Summary of the difference Yamaha service intervals in Europe vs US manuals
Here are some examples of intervals that are arbitrarily different, for liquid-cooled motorcycles (like the MT-07, MT-09, YZF-R1, etc.):
Note — the mile/km values are straight out of the manual — we didn’t do the conversions ourselves.
|Item||US Service Interval||Europe Service Interval|
|General service (including oil change)||4000 miles (6000 km) or 6 months||6000 mi (10000 km) or 12 months|
|Check valve clearance||26600 mi (42000 km)||24000 mi (40000 km)|
|Change air filter||24000 mi (37000 km)||24000 mi (40000 km)|
|Change engine coolant||16000 mi (25000 km) or 2 years||3 years (no distance interval)|
|Check steering bearings||4000 miles (6000 km) or 6 months||20000 km (no distance interval)|
|Check crankcase breather||Every service||No mention (not fitted in Europe)|
|Check/adjust idle speed||No mention||Every service|
You can find similar differences in their other motorcycles.
For example, the Yamaha Bolt‘s US maintenance schedule also has 4000 mile intervals, whereas the US manual has 10000 km service intervals. Further, the US manual recommends valve service every 16000 mi or 25000 km, but the European manual recommends it every 20000 km or 12000 mi. Without further information, it seems arbitrary.
Discussion of the differences in Yamaha motorcycle service intervals (US vs Europe)
There are so many questions we have for the people who write these manuals.
Fundamentally, we would want to know why the basic service interval would be different by such a huge factor between the US and Europe.
In the US, Yamaha motorcycle owners are told to change their oil every 4000 miles, and in Europe they are told to do so every 10000 km (around 6200 miles). Why would American Yamaha motorcycle owners have to service their motorcycles more than 1.5x as much?
I understand that driving conditions are different between the two regions, but so are they between regions of one country/continent or just between urban/rural areas. And the same differences exist for every other brand of motorcycle, who share a manual and maintenance schedule globally.
So why does Yamaha prescribe a different schedule? I have some hypotheses below.
Some other questions
- Why does the formula for converting miles to kilometers change arbitrarily? It varies semi-randomly. Is it 1.5x, 1.67x, or some other number?
- Why does changing the coolant have a distance interval in the US, but not in Europe?
- How could checking the steering bearings require such a different interval?
I have other trivial questions, too…
Hypotheses about the differences between Europe/US Yamaha service schedules
In figuring out the difference between European and US Yamaha motorcycle maintenance schedule, my main hypothesis is that each office has a template, and they just use it to produce a new manual for every model, each year.
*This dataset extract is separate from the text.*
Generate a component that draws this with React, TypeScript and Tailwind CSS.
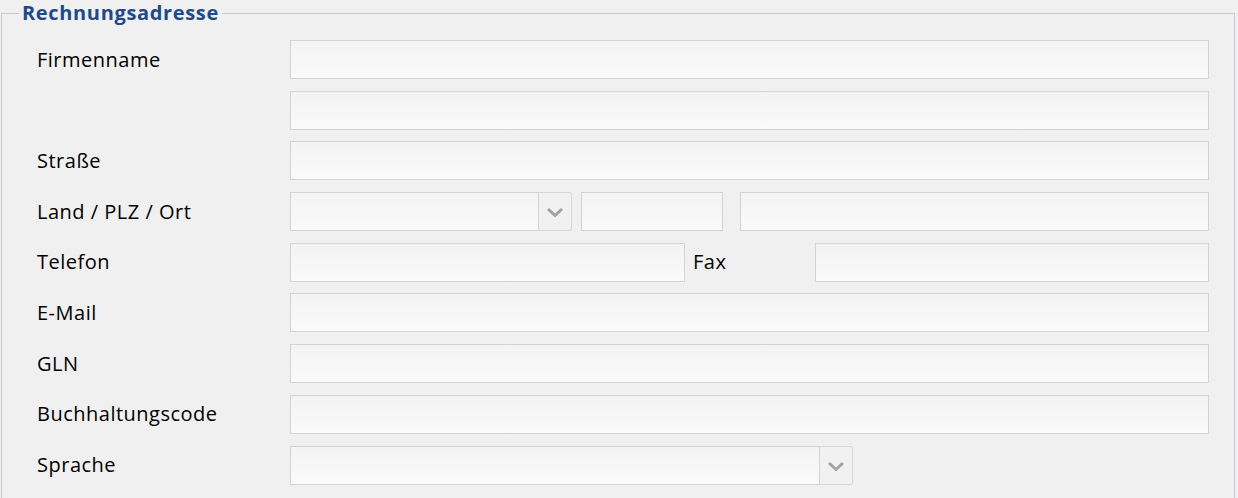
import React from "react";

const font = "font-['Open_Sans',sans-serif]";

function Input({ className = "" }: { className?: string }) {
  return (
    <div
      className={`h-[39px] border border-[#d3d3d3] bg-gradient-to-b from-[#f3f3f3] to-[#fafafa] ${className}`}
    />
  );
}

function Select({ className = "" }: { className?: string }) {
  return (
    <div className={`flex h-[39px] ${className}`}>
      <div className="flex-1 border border-[#d3d3d3] bg-gradient-to-b from-[#f3f3f3] to-[#fafafa]" />
      <div className="flex w-[33px] items-center justify-center rounded-r-[3px] border border-l-0 border-[#d8d8d8] bg-[#f1f1f1]">
        <svg width="18" height="11" viewBox="0 0 18 11" fill="none" className="mt-[2px]">
          <path d="M2 2l7 6.5 7-6.5" stroke="#a2a2a2" strokeWidth="3" />
        </svg>
      </div>
    </div>
  );
}

function Label({ children }: { children: React.ReactNode }) {
  return (
    <div className="flex h-[39px] items-center pl-[35px] text-[20px] tracking-[0.5px] text-black">
      {children}
    </div>
  );
}

export default function App() {
  return (
    <div className={`h-[498px] w-[1238px] overflow-hidden bg-[#f0f0f0] ${font}`}>
      <fieldset className="ml-[1px] mt-[3px] w-[1234px] border border-[#c9c9d3] pb-6">
        <legend className="ml-[17px] px-[3px] text-[20px] font-bold leading-[20px] tracking-[0.65px] text-[#1e4a8c]">
          Rechnungsadresse
        </legend>
        <div className="mt-[17px] grid grid-cols-[288px_1fr] gap-y-[11.7px] pr-[25px]">
          <Label>Firmenname</Label>
          <Input />

          <div />
          <Input />

          <Label>Straße</Label>
          <Input />

          <Label>Land / PLZ / Ort</Label>
          <div className="flex">
            <Select className="w-[282px]" />
            <Input className="ml-[9px] w-[142px]" />
            <Input className="ml-[17px] flex-1" />
          </div>

          <Label>Telefon</Label>
          <div className="flex">
            <Input className="w-[395px]" />
            <div className="flex h-[39px] w-[130px] items-center pl-[8px] text-[20px] tracking-[0.5px] text-black">
              Fax
            </div>
            <Input className="flex-1" />
          </div>

          <Label>E-Mail</Label>
          <Input />

          <Label>GLN</Label>
          <Input />

          <Label>Buchhaltungscode</Label>
          <Input />

          <Label>Sprache</Label>
          <div className="flex">
            <Select className="w-[563px]" />
          </div>
        </div>
      </fieldset>
    </div>
  );
}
It’s possible that a divergence has occurred over time between the metric and non-metric templates of the manuals, but it hasn’t been a point of contention. Maybe nobody has noticed — they all have different legal teams…
My second hypothesis is that it has to do with regulation.
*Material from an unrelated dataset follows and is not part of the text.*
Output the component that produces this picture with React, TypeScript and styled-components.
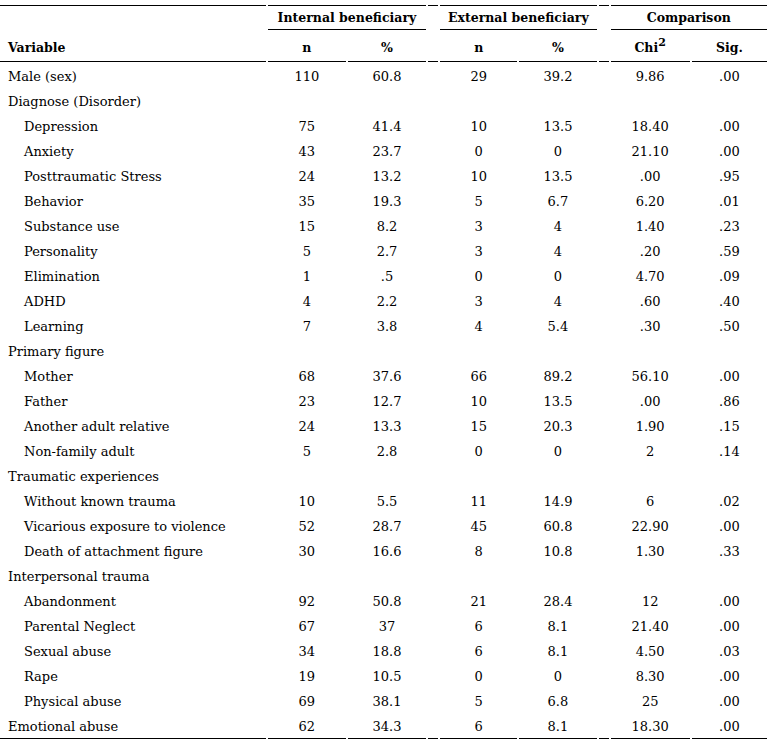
import React from 'react';
import styled, { createGlobalStyle } from 'styled-components';

const GlobalStyle = createGlobalStyle`
  html, body {
    margin: 0;
    padding: 0;
    background: #ffffff;
    color: #000000;
  }
`;

const Page = styled.div`
  padding-top: 5px;
  font-family: 'DejaVu Serif', 'Liberation Serif', serif;
  font-size: 13px;
`;

const Table = styled.table`
  border-collapse: separate;
  border-spacing: 2px 0;
  margin-left: -2px;
  table-layout: fixed;
  width: 771px;
`;

const HeadCell = styled.th<{ top?: boolean; under?: boolean; left?: boolean; tall?: boolean }>`
  padding: ${props => (props.tall ? '3px 0 0' : '0')};
  padding-left: ${props => (props.left ? '8px' : '0')};
  height: ${props => (props.tall ? '28px' : '23px')};
  text-align: ${props => (props.left ? 'left' : 'center')};
  vertical-align: middle;
  font-weight: 700;
  font-size: 12.5px;
  border-top: ${props => (props.top ? '1px solid #000' : 'none')};
  border-bottom: ${props => (props.under ? '1px solid #000' : 'none')};
  white-space: nowrap;
  sup {
    font-size: 11px;
    line-height: 0;
    vertical-align: 6px;
  }
`;

const LabelCell = styled.td<{ sub?: boolean; last?: boolean; first?: boolean }>`
  height: 24px;
  padding: ${props => (props.first ? '2px' : '1px')} 0 0 ${props => (props.sub ? '24px' : '8px')};
  text-align: left;
  vertical-align: middle;
  white-space: nowrap;
  border-bottom: ${props => (props.last ? '1px solid #000' : 'none')};
`;

const NumCell = styled.td<{ last?: boolean; first?: boolean }>`
  height: 24px;
  padding: ${props => (props.first ? '2px' : '1px')} 0 0;
  text-align: center;
  vertical-align: middle;
  white-space: nowrap;
  border-bottom: ${props => (props.last ? '1px solid #000' : 'none')};
`;

type Row = {
  label: string;
  sub?: boolean;
  values?: string[];
};

const rows: Row[] = [
  { label: 'Male (sex)', values: ['110', '60.8', '29', '39.2', '9.86', '.00'] },
  { label: 'Diagnose (Disorder)' },
  { label: 'Depression', sub: true, values: ['75', '41.4', '10', '13.5', '18.40', '.00'] },
  { label: 'Anxiety', sub: true, values: ['43', '23.7', '0', '0', '21.10', '.00'] },
  { label: 'Posttraumatic Stress', sub: true, values: ['24', '13.2', '10', '13.5', '.00', '.95'] },
  { label: 'Behavior', sub: true, values: ['35', '19.3', '5', '6.7', '6.20', '.01'] },
  { label: 'Substance use', sub: true, values: ['15', '8.2', '3', '4', '1.40', '.23'] },
  { label: 'Personality', sub: true, values: ['5', '2.7', '3', '4', '.20', '.59'] },
  { label: 'Elimination', sub: true, values: ['1', '.5', '0', '0', '4.70', '.09'] },
  { label: 'ADHD', sub: true, values: ['4', '2.2', '3', '4', '.60', '.40'] },
  { label: 'Learning', sub: true, values: ['7', '3.8', '4', '5.4', '.30', '.50'] },
  { label: 'Primary figure' },
  { label: 'Mother', sub: true, values: ['68', '37.6', '66', '89.2', '56.10', '.00'] },
  { label: 'Father', sub: true, values: ['23', '12.7', '10', '13.5', '.00', '.86'] },
  { label: 'Another adult relative', sub: true, values: ['24', '13.3', '15', '20.3', '1.90', '.15'] },
  { label: 'Non-family adult', sub: true, values: ['5', '2.8', '0', '0', '2', '.14'] },
  { label: 'Traumatic experiences' },
  { label: 'Without known trauma', sub: true, values: ['10', '5.5', '11', '14.9', '6', '.02'] },
  { label: 'Vicarious exposure to violence', sub: true, values: ['52', '28.7', '45', '60.8', '22.90', '.00'] },
  { label: 'Death of attachment figure', sub: true, values: ['30', '16.6', '8', '10.8', '1.30', '.33'] },
  { label: 'Interpersonal trauma' },
  { label: 'Abandonment', sub: true, values: ['92', '50.8', '21', '28.4', '12', '.00'] },
  { label: 'Parental Neglect', sub: true, values: ['67', '37', '6', '8.1', '21.40', '.00'] },
  { label: 'Sexual abuse', sub: true, values: ['34', '18.8', '6', '8.1', '4.50', '.03'] },
  { label: 'Rape', sub: true, values: ['19', '10.5', '0', '0', '8.30', '.00'] },
  { label: 'Physical abuse', sub: true, values: ['69', '38.1', '5', '6.8', '25', '.00'] },
  { label: 'Emotional abuse', values: ['62', '34.3', '6', '8.1', '18.30', '.00'] },
];

const App = () => {
  return (
    <Page>
      <GlobalStyle />
      <Table>
        <colgroup>
          <col style={{ width: 265 }} />
          <col style={{ width: 78 }} />
          <col style={{ width: 78 }} />
          <col style={{ width: 10 }} />
          <col style={{ width: 77 }} />
          <col style={{ width: 77 }} />
          <col style={{ width: 10 }} />
          <col style={{ width: 79 }} />
          <col style={{ width: 75 }} />
        </colgroup>
        <thead>
          <tr>
            <HeadCell top left />
            <HeadCell top under colSpan={2}>
              Internal beneficiary
            </HeadCell>
            <HeadCell top />
            <HeadCell top under colSpan={2}>
              External beneficiary
            </HeadCell>
            <HeadCell top />
            <HeadCell top under colSpan={2}>
              Comparison
            </HeadCell>
          </tr>
          <tr>
            <HeadCell tall under left>
              Variable
            </HeadCell>
            <HeadCell tall under>n</HeadCell>
            <HeadCell tall under>%</HeadCell>
            <HeadCell tall under />
            <HeadCell tall under>n</HeadCell>
            <HeadCell tall under>%</HeadCell>
            <HeadCell tall under />
            <HeadCell tall under>
              Chi<sup>2</sup>
            </HeadCell>
            <HeadCell tall under>Sig.</HeadCell>
          </tr>
        </thead>
        <tbody>
          {rows.map((row, i) => {
            const last = i === rows.length - 1;
            const first = i === 0;
            const v = row.values || ['', '', '', '', '', ''];
            return (
              <tr key={row.label}>
                <LabelCell sub={row.sub} last={last} first={first}>
                  {row.label}
                </LabelCell>
                <NumCell last={last} first={first}>{v[0]}</NumCell>
                <NumCell last={last} first={first}>{v[1]}</NumCell>
                <NumCell last={last} first={first} />
                <NumCell last={last} first={first}>{v[2]}</NumCell>
                <NumCell last={last} first={first}>{v[3]}</NumCell>
                <NumCell last={last} first={first} />
                <NumCell last={last} first={first}>{v[4]}</NumCell>
                <NumCell last={last} first={first}>{v[5]}</NumCell>
              </tr>
            );
          })}
        </tbody>
      </Table>
    </Page>
  );
};

export default App;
The hint is that some regulatory items that relate to emissions (like the crankcase breather hose, or fuel injection synchronization) have different service intervals between Europe and the US.
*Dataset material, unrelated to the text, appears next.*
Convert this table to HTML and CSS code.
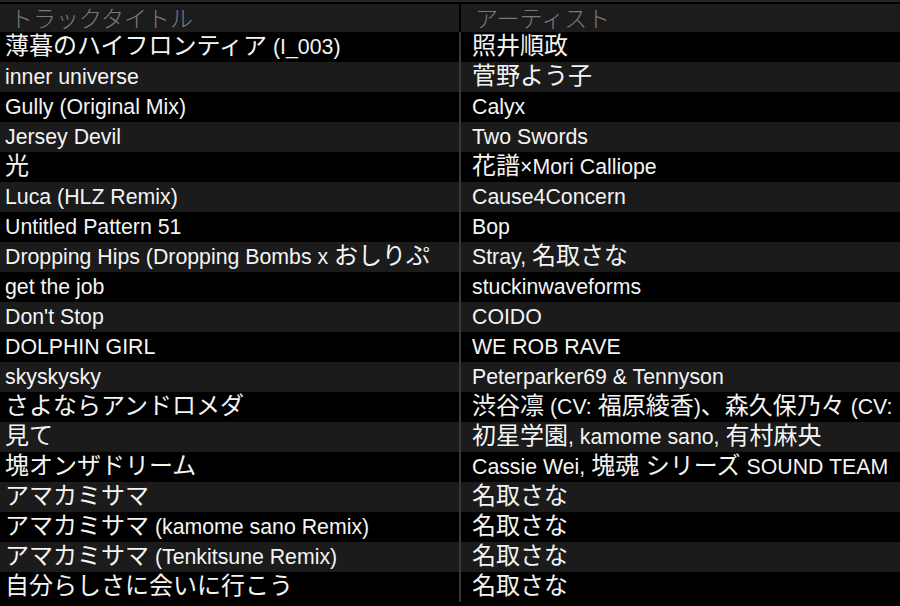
FILE: index.html
```html
<!DOCTYPE html>
<html lang="ja">
<head>
<meta charset="utf-8">
<title>Tracks</title>
<link rel="stylesheet" href="styles.css">
</head>
<body>
<div class="topstrip"></div>
<div class="table">
  <div class="row head">
    <div class="cell c1">トラックタイトル</div>
    <div class="cell c2">アーティスト</div>
  </div>
  <div class="row">
    <div class="cell c1"><span class="j">薄暮のハイフロンティア</span> (I_003)</div>
    <div class="cell c2"><span class="j">照井順政</span></div>
  </div>
  <div class="row">
    <div class="cell c1">inner universe</div>
    <div class="cell c2"><span class="j">菅野よう子</span></div>
  </div>
  <div class="row">
    <div class="cell c1">Gully (Original Mix)</div>
    <div class="cell c2">Calyx</div>
  </div>
  <div class="row">
    <div class="cell c1">Jersey Devil</div>
    <div class="cell c2">Two Swords</div>
  </div>
  <div class="row">
    <div class="cell c1"><span class="j">光</span></div>
    <div class="cell c2"><span class="j">花譜</span>×Mori Calliope</div>
  </div>
  <div class="row">
    <div class="cell c1">Luca (HLZ Remix)</div>
    <div class="cell c2">Cause4Concern</div>
  </div>
  <div class="row">
    <div class="cell c1">Untitled Pattern 51</div>
    <div class="cell c2">Bop</div>
  </div>
  <div class="row">
    <div class="cell c1">Dropping Hips (Dropping Bombs x <span class="j">おしりぷ</span></div>
    <div class="cell c2">Stray, <span class="j">名取さな</span></div>
  </div>
  <div class="row">
    <div class="cell c1">get the job</div>
    <div class="cell c2">stuckinwaveforms</div>
  </div>
  <div class="row">
    <div class="cell c1">Don't Stop</div>
    <div class="cell c2">COIDO</div>
  </div>
  <div class="row">
    <div class="cell c1">DOLPHIN GIRL</div>
    <div class="cell c2">WE ROB RAVE</div>
  </div>
  <div class="row">
    <div class="cell c1">skyskysky</div>
    <div class="cell c2">Peterparker69 &amp; Tennyson</div>
  </div>
  <div class="row">
    <div class="cell c1"><span class="j">さよならアンドロメダ</span></div>
    <div class="cell c2"><span class="j">渋谷凛</span> (CV: <span class="j">福原綾香</span>)<span class="j">、森久保乃々</span> (CV:</div>
  </div>
  <div class="row">
    <div class="cell c1"><span class="j">見て</span></div>
    <div class="cell c2"><span class="j">初星学園</span>, kamome sano, <span class="j">有村麻央</span></div>
  </div>
  <div class="row">
    <div class="cell c1"><span class="j">塊オンザドリーム</span></div>
    <div class="cell c2">Cassie Wei, <span class="j">塊魂 シリーズ</span> SOUND TEAM</div>
  </div>
  <div class="row">
    <div class="cell c1"><span class="j">アマカミサマ</span></div>
    <div class="cell c2"><span class="j">名取さな</span></div>
  </div>
  <div class="row">
    <div class="cell c1"><span class="j">アマカミサマ</span> (kamome sano Remix)</div>
    <div class="cell c2"><span class="j">名取さな</span></div>
  </div>
  <div class="row">
    <div class="cell c1"><span class="j">アマカミサマ</span> (Tenkitsune Remix)</div>
    <div class="cell c2"><span class="j">名取さな</span></div>
  </div>
  <div class="row">
    <div class="cell c1"><span class="j">自分らしさに会いに行こう</span></div>
    <div class="cell c2"><span class="j">名取さな</span></div>
  </div>
</div>
</body>
</html>
```
FILE: styles.css
```css
html, body {
  margin: 0;
  padding: 0;
  background: #000;
}
body {
  width: 900px;
  height: 606px;
  overflow: hidden;
  font-family: "Liberation Sans", "Noto Sans CJK JP", sans-serif;
  font-size: 21.3px;
  color: #f4f4f4;
}
.topstrip {
  height: 2px;
  background: #252525;
  margin-bottom: 2px;
}
.table {
  display: flex;
  flex-direction: column;
}
.row {
  display: grid;
  grid-template-columns: 461px 1fr;
  height: 30px;
  line-height: 30px;
  background: #000;
}
.row:nth-child(odd) {
  background: #1b1b1b;
}
.cell {
  white-space: nowrap;
  overflow: hidden;
  box-sizing: border-box;
}
.c1 {
  padding-left: 5px;
  border-right: 2px solid #383838;
}
.c2 {
  padding-left: 11px;
}
.j {
  font-size: 24px;
  line-height: 0;
}
.row.head {
  height: 28px;
  line-height: 26px;
  background: #1c1c1c;
  font-family: "Noto Sans CJK JP", sans-serif;
  font-size: 23px;
  font-weight: 300;
  color: #7a7a7a;
}
.head .cell {
  overflow: visible;
}
.head .c1 {
  padding-left: 10px;
  border-right-color: #000;
}
.head .c2 {
  padding-left: 14px;
}
```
This is definitely just a hypothesis, because it would take a lot of in-depth research into regulations around motorcycle maintenance to come up with a convincing theory about why Yamaha motorcycles alone can have this difference.
My final hypothesis is about operating hours.
Distance travelled is actually just a shortcut for operating hours. Generally if you assume e.g. a Honda vehicle has an average speed of 40 mph (about 60 km/h), then the 8000 mi service intervals would mean they engineers were actually saying “Service the bike every 200 operating hours under normal driving conditions).
You can see this because for smaller-engined bikes (like the Yamaha MT-03), manufacturers specify shorter distance service intervals. This is because they assume these bikes are ridden at lower average speeds, e.g. doing lower-speed commuting.
If this were true, it would be like saying that the Yamaha engineers think that Europeans riders a lot slower on average than American riders. I don’t know why they’d think this, from personal experience, especially as no other manufacturer seems to think so.
“But why does this matter?”
“Stop being pedantic!” you cry. “Just ride the thing, and when it makes a noise, get it checked out.”
This is good advice, and we actually take it. But here’s why these differences are useful to observe: they show that for the same model of motorcycle there is a degree of arbitrariness to maintenance schedules. So we can all chill out if we miss a maintenance interval by a bit.
When someone then says that their motorcycle was always serviced according to the schedule, it is a good sign. But it isn’t the end of the world if they miss one, either.
For vastly different motorcycles, all the way from the commuter/weekender MT-07 up to the supersports YZF-R1M, the recommended valve service interval is the same.
This is also true in other brands, like for Honda, comparing the CB500F and the CBR1000RR-R (which both have valve service intervals of 16000 mi or 25600 km).
But obviously, those two classes of bikes will usually be treated, stressed, and serviced differently.
Manual writers do sometimes have disclaimers saying that these schedules are for road use. A track-only bike will need to have its oil and other fluids changed much more often.
But for most of us, who don’t ride our motorcycles on the track most of the time, we can all relax a bit when it comes to observing the recommended service schedules exactly.
People who look into their Yamaha owner’s manuals will think “Ah, I am just ticking over the 4000 mile mark. Time for a service.” Then they call their workshop and see that the mechanic doesn’t have time until the following month. Panic sets in. The service is due now! “Will it explode?” they wonder.
My answer to this: a) your bike probably won’t explode (insert appropriate disclaimers), and b) if you were looking at a metric manual, you may not have even noticed. So don’t worry.
If Yamaha Europe or the US would like to comment privately on this, I’ll update this post with their response.